Softball players drawn to Friday night lights

Bob Stanclift remembers when nobody wanted to participate in slow-pitch softball on a Friday night.

“I used to schedule rainout make-ups on Fridays,” said Stanclift, the city’s adult sports supervisor. “Now Fridays have gone bonkers.”

Five men’s leagues and two coed leagues are scheduled on Friday nights this spring. So many people want to play on Fridays that Stanclift was short on diamonds. To alleviate the problem, he made a deal with Sport 2 Sport, a commercial recreation company, to use its two diamonds.

“It’s a trade-out,” Stanclift said. “Sport 2 Sport will be able to use some of our fields in the fall.”

Sport 2 Sport is located on the other side of the South Lawrence Trafficway from four-diamond Clinton Lake Softball Complex, the city’s primary softball facility.

Slow-pitch participation in Lawrence reached a peak six years ago when more than 270 teams signed up, but the numbers have been in a slow decline since. Stanclift estimates a pool of about 250-plus this year.

“We went up about 20 teams last year,” Stanclift said, “and it looks like we’ll have about 15 to 20 more than that this year, so it’s rebounding a little bit.”

The growing popularity of Fridays obviously has helped the resurgence. Stanclift isn’t sure why Fridays have become so popular, but it’s the only night when teams play doubleheaders.
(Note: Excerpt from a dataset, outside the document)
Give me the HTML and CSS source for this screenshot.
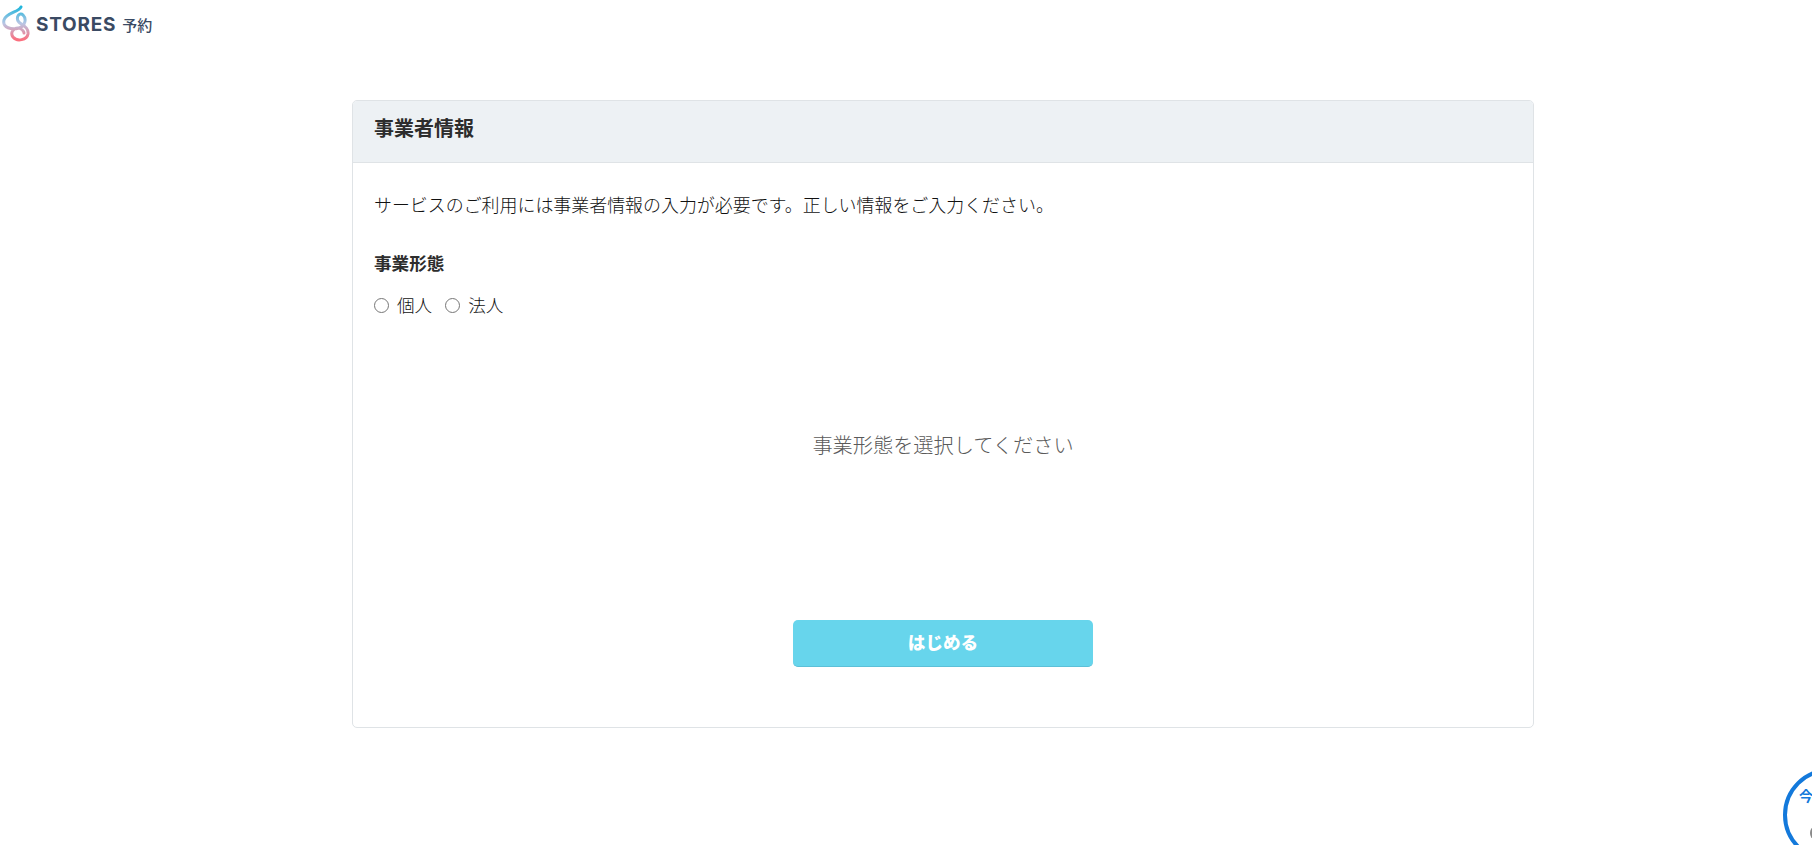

On other nights, teams are scheduled to play only one game.

“That probably has something to do with it,” he said. “In the future, I may offer doubleheader leagues on other nights as well.”

In the meantime, Stanclift is offering prospective teams that were too late to be included in current league schedules an opportunity to participate by forming additional leagues that will start in June and end in late July, the same time the leagues with 14-game schedules that began in mid-April will conclude.

“What I’m trying to do is see if there is a demand for a 10-game schedule from teams that missed the April deadline,” Stanclift said. “In the past, there was no way to involve those teams until fall ball started in August.”

Those late leagues are being offered to men’s and coed teams on Tuesday, Wednesday or Thursday nights.

“I have diamonds available on those nights,” Stanclift said, “so we’ll see how much interest there is.”

Next Wednesday is the entry deadline for those late leagues.

Long-time city slow-pitch participants may have noticed that Stanclift has changed the way he identifies leagues. For example, the men’s leagues had been listed as Men’s One, Men’s Two, Men’s Three etc. until this year.

“We had 12 men’s leagues and people thought they signified 12 different levels of competition,” Stanclift said. “Now the classifications are based on home run limits.”

There are only four levels of competition — A, B, C and D — and they are determined by the number of home runs a team is allowed per game. In the A leagues, a team is allowed five homers before each circuit blow becomes an out. In B, the limit is three homers. In C, it’s one. And in D none.

If too many teams applied to play in one of those four divisions on a given night, Stanclift simply split them into two leagues and used a color to differentiate them.

For instance, two C leagues are playing on Friday nights. One is listed as C White and the other as C Red. If a third league were necessary, Stanclift would assign it another color.